Peter Creedon appears relatively calm all the same, although he rarely seems too ruffled. He is only half way through his first league campaign as Laois manager, but he is now facing into some crucial games, starting against an improving Antrim team, in Antrim.
Laois fans would have liked promotion this year, but would probably take not being relegated. At present, relegation is a definite possibility, and support continues to ebb away. For the sake of the players and everyone else, here's hoping they can win their remaining three games, and get some bit of positivity back associated with the team.
With the game over, it was back to the car, and time to unleash the essential ingredients of a long road trip - a few good podcasts and a bag of jelly snakes. It's not an easy drive, but there was at least one bonus to the return journey - the cyclists had their penance done, and the roads were that bit emptier.
I still didn't visit the Clay Pipe Museum though. Maybe next year.
I had the pleasure of a bonus road trip this week, going to Ashbourne on Tuesday to watch Scoil Chríost Rí Portlaoise in the All-Ireland senior 'A' semi-final.

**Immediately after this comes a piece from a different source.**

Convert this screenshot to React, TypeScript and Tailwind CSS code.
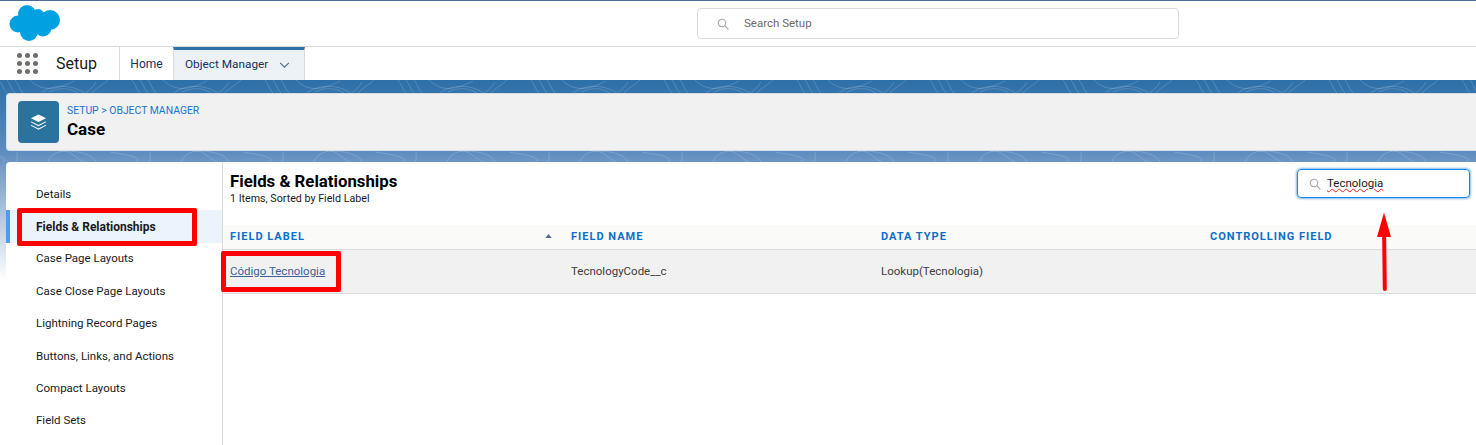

They met an incredibly strong team in St Ciaran's from Ballygawley, who had five Tyrone senior panelists in their ranks. Goals win games, they say, and Ballygawley got five of them, so they won.
Chríost Rí fought like hell though, and completely dominated the last 20 minutes or so. They just couldn't get the goals they needed, but there were audible sighs of relief from the Tyrone contingent when the final whistle sounded.
The most memorable part of the game arrived after the final whistle, however. Having lost a game of that magnitude, the Chríost Rí players still provided a guard of honour to applaud St Ciaran's off the field.
While so many management teams focus on teaching their players how to win, teaching them how to lose properly is rarely addressed. John Scully, Pat Critchley, Liam Dollard and everyone else involved with them deserve a lot of credit for that.
You just can't help but be impressed by the school at the moment.